>>>>>

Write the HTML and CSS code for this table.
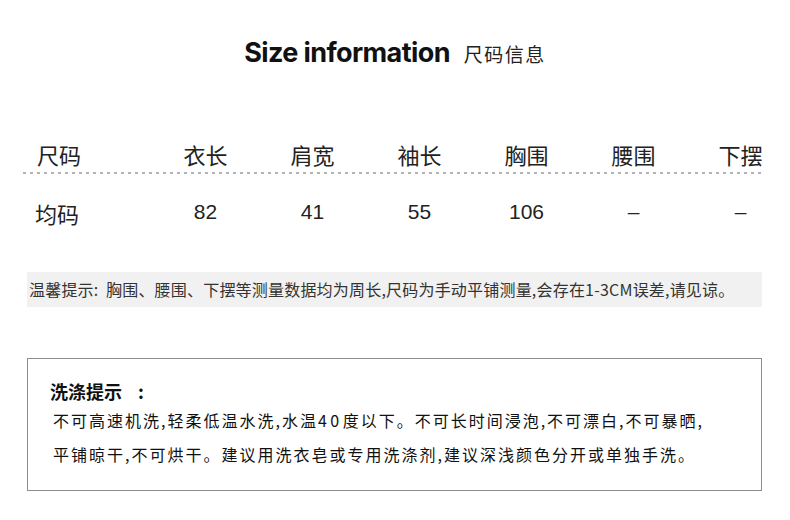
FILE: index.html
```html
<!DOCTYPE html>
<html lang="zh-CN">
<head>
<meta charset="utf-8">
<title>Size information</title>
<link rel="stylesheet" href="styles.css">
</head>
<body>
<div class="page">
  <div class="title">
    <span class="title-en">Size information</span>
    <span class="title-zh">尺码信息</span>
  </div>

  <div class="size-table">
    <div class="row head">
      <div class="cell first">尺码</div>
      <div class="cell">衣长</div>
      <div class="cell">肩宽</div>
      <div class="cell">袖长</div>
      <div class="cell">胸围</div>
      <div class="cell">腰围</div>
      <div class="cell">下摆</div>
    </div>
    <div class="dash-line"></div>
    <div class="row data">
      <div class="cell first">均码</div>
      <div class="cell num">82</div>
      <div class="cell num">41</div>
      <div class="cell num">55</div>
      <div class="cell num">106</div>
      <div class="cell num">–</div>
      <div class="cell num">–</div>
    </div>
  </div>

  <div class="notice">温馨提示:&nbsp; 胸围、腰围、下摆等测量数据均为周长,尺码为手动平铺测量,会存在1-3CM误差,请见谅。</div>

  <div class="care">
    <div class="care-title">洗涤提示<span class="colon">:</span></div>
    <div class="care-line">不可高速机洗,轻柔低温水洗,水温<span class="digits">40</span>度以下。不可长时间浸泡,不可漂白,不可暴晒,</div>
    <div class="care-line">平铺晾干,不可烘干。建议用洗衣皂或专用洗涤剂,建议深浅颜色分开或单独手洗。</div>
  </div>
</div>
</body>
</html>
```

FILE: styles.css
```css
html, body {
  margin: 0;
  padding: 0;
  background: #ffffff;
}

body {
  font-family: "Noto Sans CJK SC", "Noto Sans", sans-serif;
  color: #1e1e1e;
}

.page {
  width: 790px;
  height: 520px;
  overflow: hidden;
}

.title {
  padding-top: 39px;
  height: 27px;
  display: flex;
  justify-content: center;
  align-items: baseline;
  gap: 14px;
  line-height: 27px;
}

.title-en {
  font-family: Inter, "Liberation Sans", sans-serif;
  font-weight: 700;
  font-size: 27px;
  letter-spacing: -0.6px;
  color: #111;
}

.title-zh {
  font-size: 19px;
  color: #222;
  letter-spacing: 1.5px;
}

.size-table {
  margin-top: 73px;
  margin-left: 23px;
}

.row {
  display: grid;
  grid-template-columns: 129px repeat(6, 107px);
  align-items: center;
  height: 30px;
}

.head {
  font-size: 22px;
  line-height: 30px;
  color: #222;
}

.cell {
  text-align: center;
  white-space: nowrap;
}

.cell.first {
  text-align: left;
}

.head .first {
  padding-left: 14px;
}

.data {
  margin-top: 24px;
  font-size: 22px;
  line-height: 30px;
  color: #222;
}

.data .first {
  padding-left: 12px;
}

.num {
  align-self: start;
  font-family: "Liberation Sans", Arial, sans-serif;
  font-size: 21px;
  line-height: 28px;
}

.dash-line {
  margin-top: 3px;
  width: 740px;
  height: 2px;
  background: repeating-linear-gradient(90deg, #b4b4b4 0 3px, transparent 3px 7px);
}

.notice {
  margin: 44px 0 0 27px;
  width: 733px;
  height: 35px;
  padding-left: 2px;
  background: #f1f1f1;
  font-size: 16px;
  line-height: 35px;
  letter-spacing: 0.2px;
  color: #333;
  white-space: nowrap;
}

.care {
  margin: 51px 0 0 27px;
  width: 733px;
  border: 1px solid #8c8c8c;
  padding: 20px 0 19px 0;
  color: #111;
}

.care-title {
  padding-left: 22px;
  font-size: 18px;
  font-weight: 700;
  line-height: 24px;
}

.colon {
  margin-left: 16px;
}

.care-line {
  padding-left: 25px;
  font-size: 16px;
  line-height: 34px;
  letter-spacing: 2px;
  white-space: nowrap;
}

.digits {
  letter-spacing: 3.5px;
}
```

<<<<<
>>>>>

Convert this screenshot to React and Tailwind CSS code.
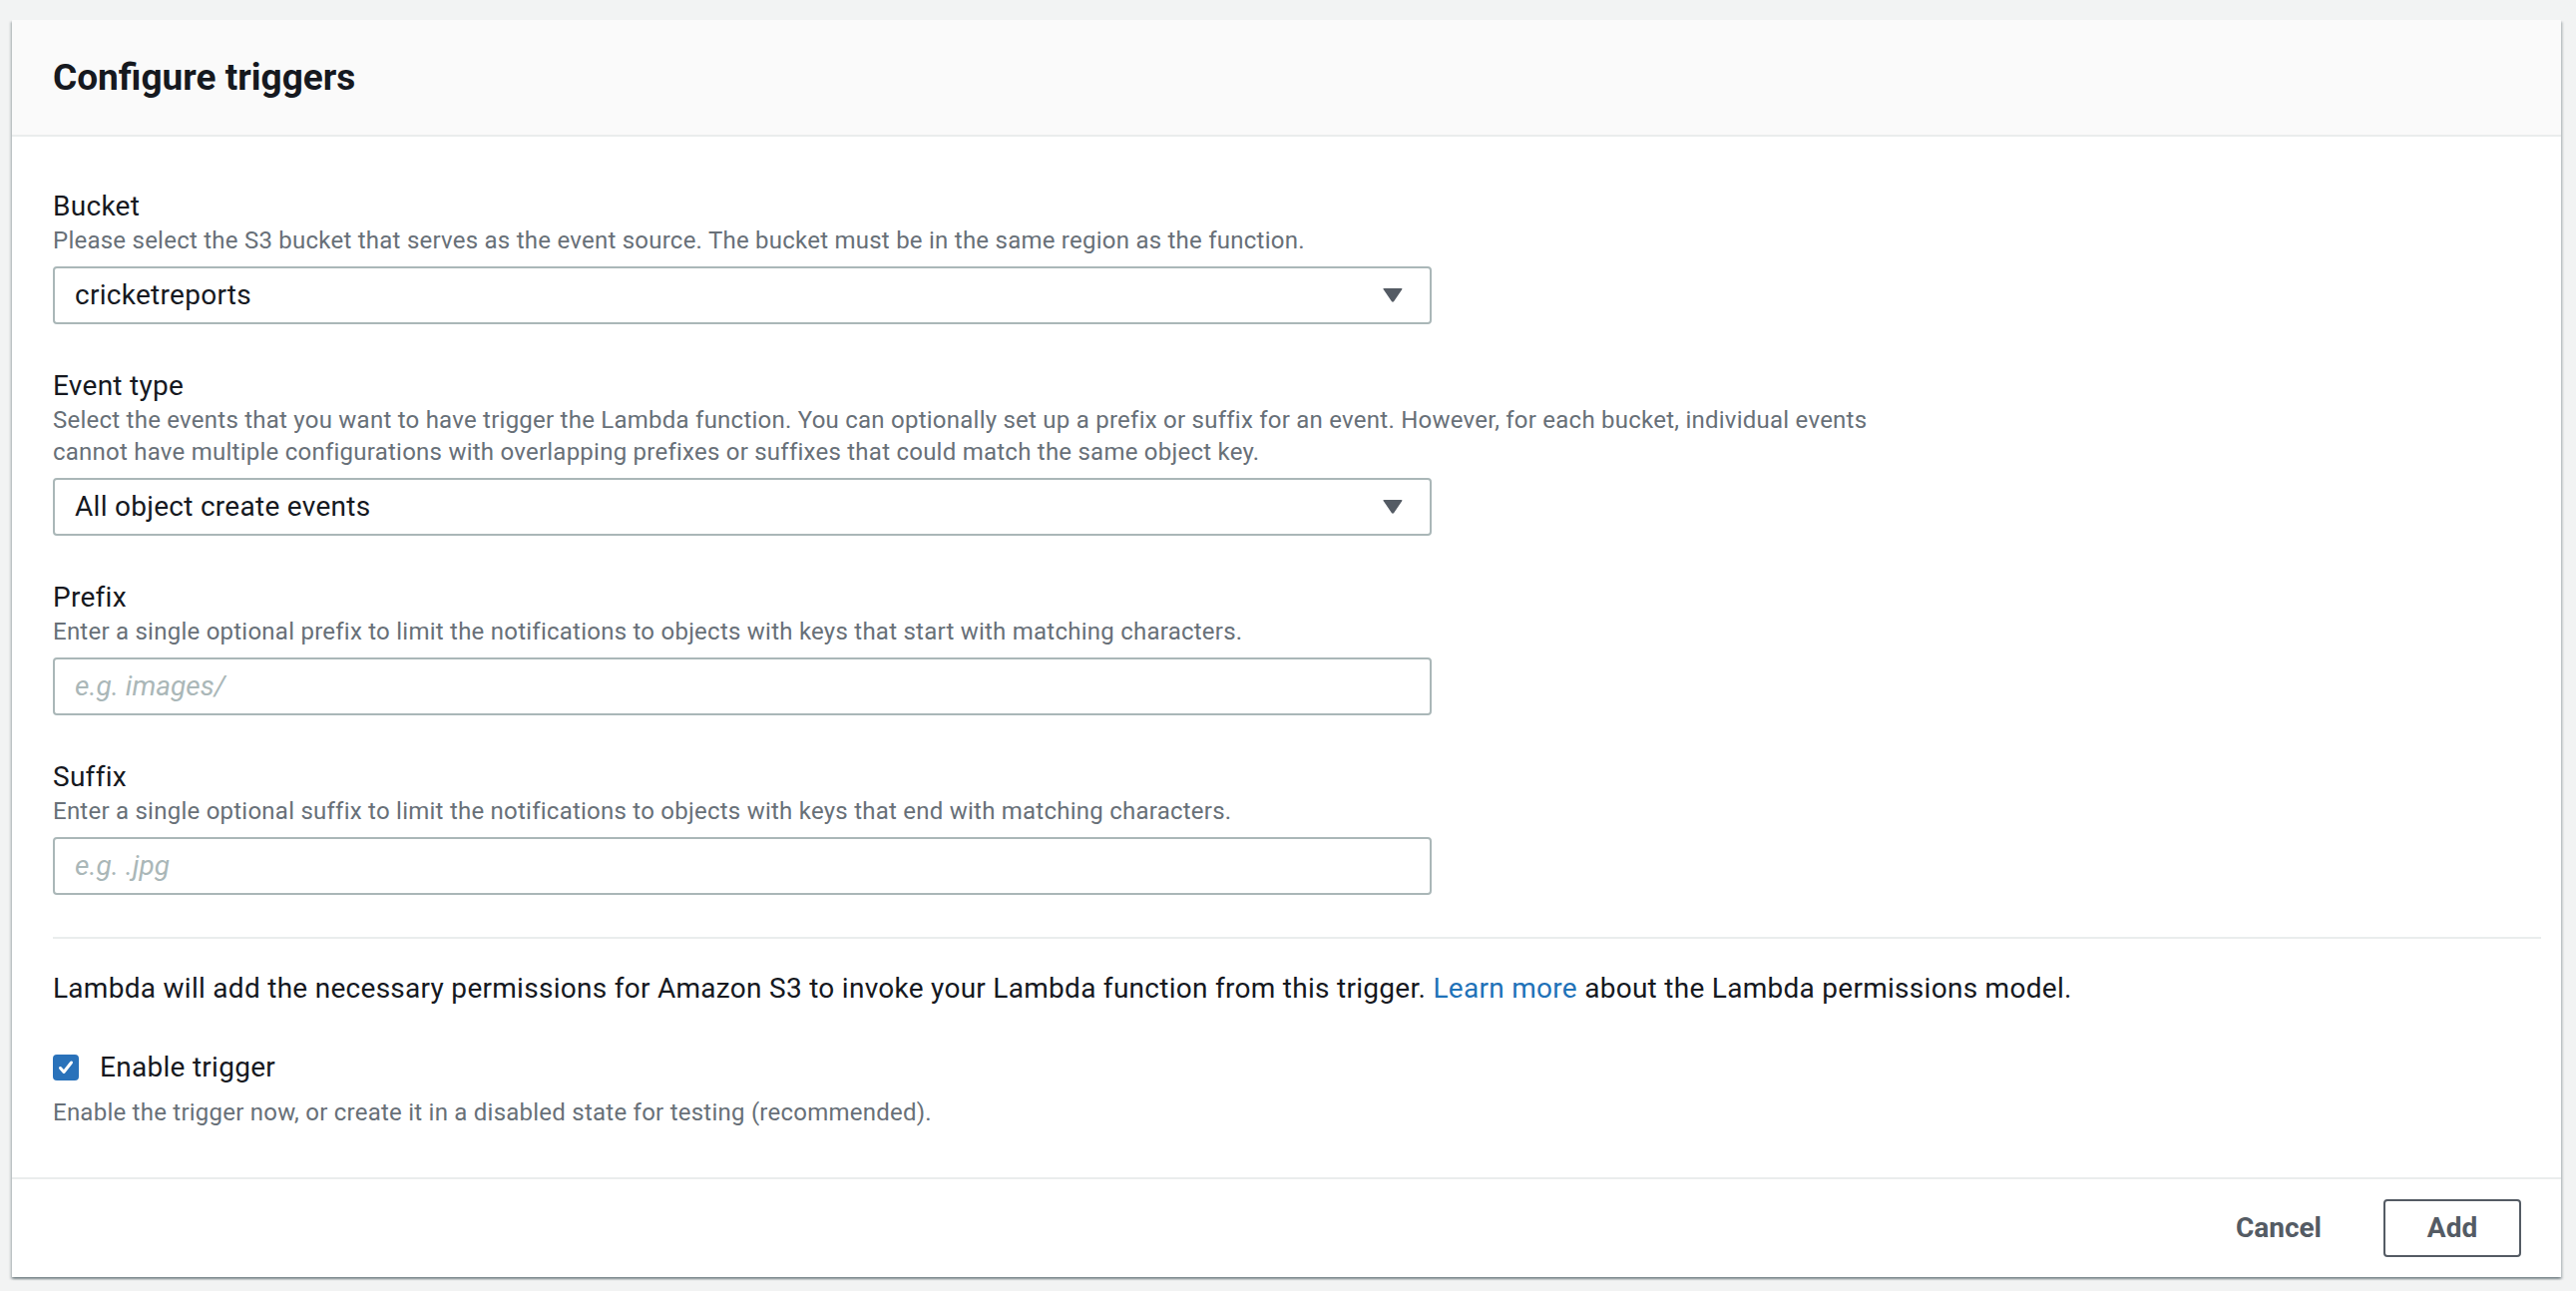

<<<<<

STATED PROBLEM: Identify each line in the entries with the word "this" and copy it.

THE SOLUTION:
Write the HTML and CSS code for this table.
Convert this screenshot to React and Tailwind CSS code.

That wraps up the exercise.